En Castelló, por ejemplo, el turismo se enamora con los placeres de la vida. Unas playas excelentes, sin barreras arquitectónicas, una gastronomía que transcurre del mar a la mesa, un paradisiaco Grau de Castelló, ese espacio urbano habitado todo el año que guarda celosamente su carácter marinero. Turismo de proximidad y de excelencia, un maridaje de experiencia y responsabilidad, un camino recorrido poco a poco, sin perder la esencia del destino. Perdurar en el tiempo, a pesar de las dificultades, prolongar la temporada turística, más formación y profesionalización, mejores condiciones laborales, un sector que crezca con las nuevas tecnologías, que entienda la definición del turismo deseado, comprometido con el respeto con el medio ambiente. Así debería ser la meta y el destino de esta tierra.
"Aquí, además, no somos el Levante Feliz, nunca lo hemos sido. Ni siquiera cuando aquel ministro franquista, Manuel Fraga, vendiera alegremente aquello del “turista 1 millón”.
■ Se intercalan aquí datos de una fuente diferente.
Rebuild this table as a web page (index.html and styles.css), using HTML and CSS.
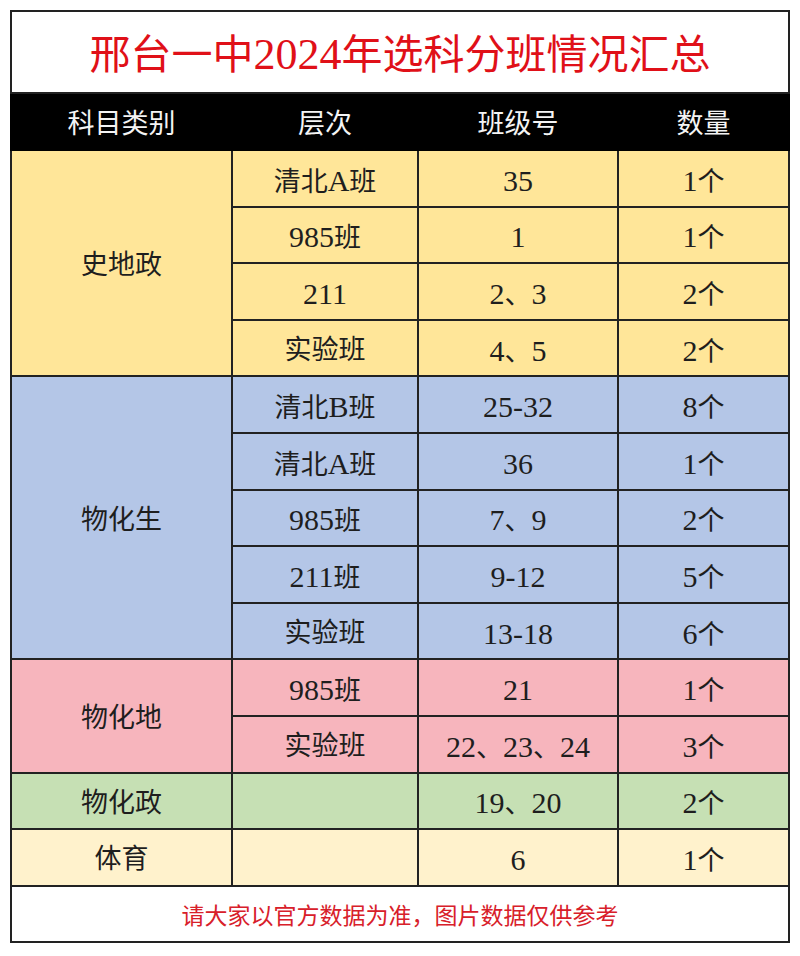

Acabo el artículo envuelta en la estridente música de mis vecinas colombianas que no dejan de perrear y exaltar los domingos mediante el abuso de debilecios, esa presión acústica que, por cierto, no deja de ser maravillosa si suena un merengue o una bachata dominicana. Pero el perreo es insoportable. Mi vecino de otro rellano sigue hablando en solitario por las noches, hasta la madrugada, explicando que estamos viviendo al borde de un precipicio y que el amor puro es lo único que nos salvará. Mi vecina Carmen está muy preocupada por la evolución de los contagios, su edad no le permite la confianza. Hablamos y acordamos que somos autoconfinadas por ser población de riesgo. Ha cocinado un sencillo y sabroso bullit, “para las dos”, porque en ese caldo transparente y sabroso se esconden todos los significados del momento que estamos viviendo.
"El paso del tiempo está siendo un vivir vertiginosamente, frustrados, tristes y, a pesar de todos los gobiernos planetarios, enamorados de la felicidad, la memoria, la igualdad, de la rutina, la cercanía, tan pequeño como vital y hermoso."
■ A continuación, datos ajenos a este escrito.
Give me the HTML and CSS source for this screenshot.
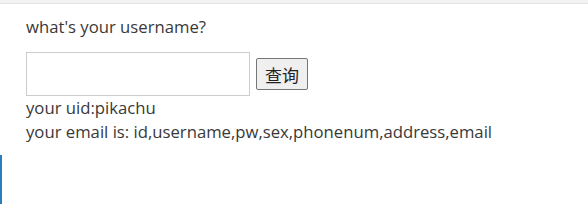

Mi abuela me decía, cuando me pillaba metiendo la mano en la tinaja de barro, en la despensa oscura de la cocina, María Amparo, mante, deixa de marejar la samorra que això no acabarà bé. Pero también sabía que mis manos buscaban trocitos de pimiento para comerlos antes de tiempo y se sentía orgullosa (como a mí me gustaría que mis dos nietos, Aimar y Biel, metieran la mano en la tinaja de mi memoria y de mi corazón). Aquella pócima era el caldero de los poderes mágicos que las mujeres hemos ido engendrando para ser fuertes y visibles, los poderes de ser personas reales. De estas raíces hemos bebido mujeres y hombres, las mismas cepas que nos ha planteado esta pandemia y que nos tienen como personas prisioneras en este cambio de vida que aún no hemos digerido. No sirven discursos ni demagogia. El paso del tiempo está siendo un vivir vertiginosamente, frustrados, tristes y, a pesar de todos los gobiernos planetarios, enamorados de la felicidad, la memoria, la igualdad, de la rutina, la cercanía, tan pequeño como vital y hermoso.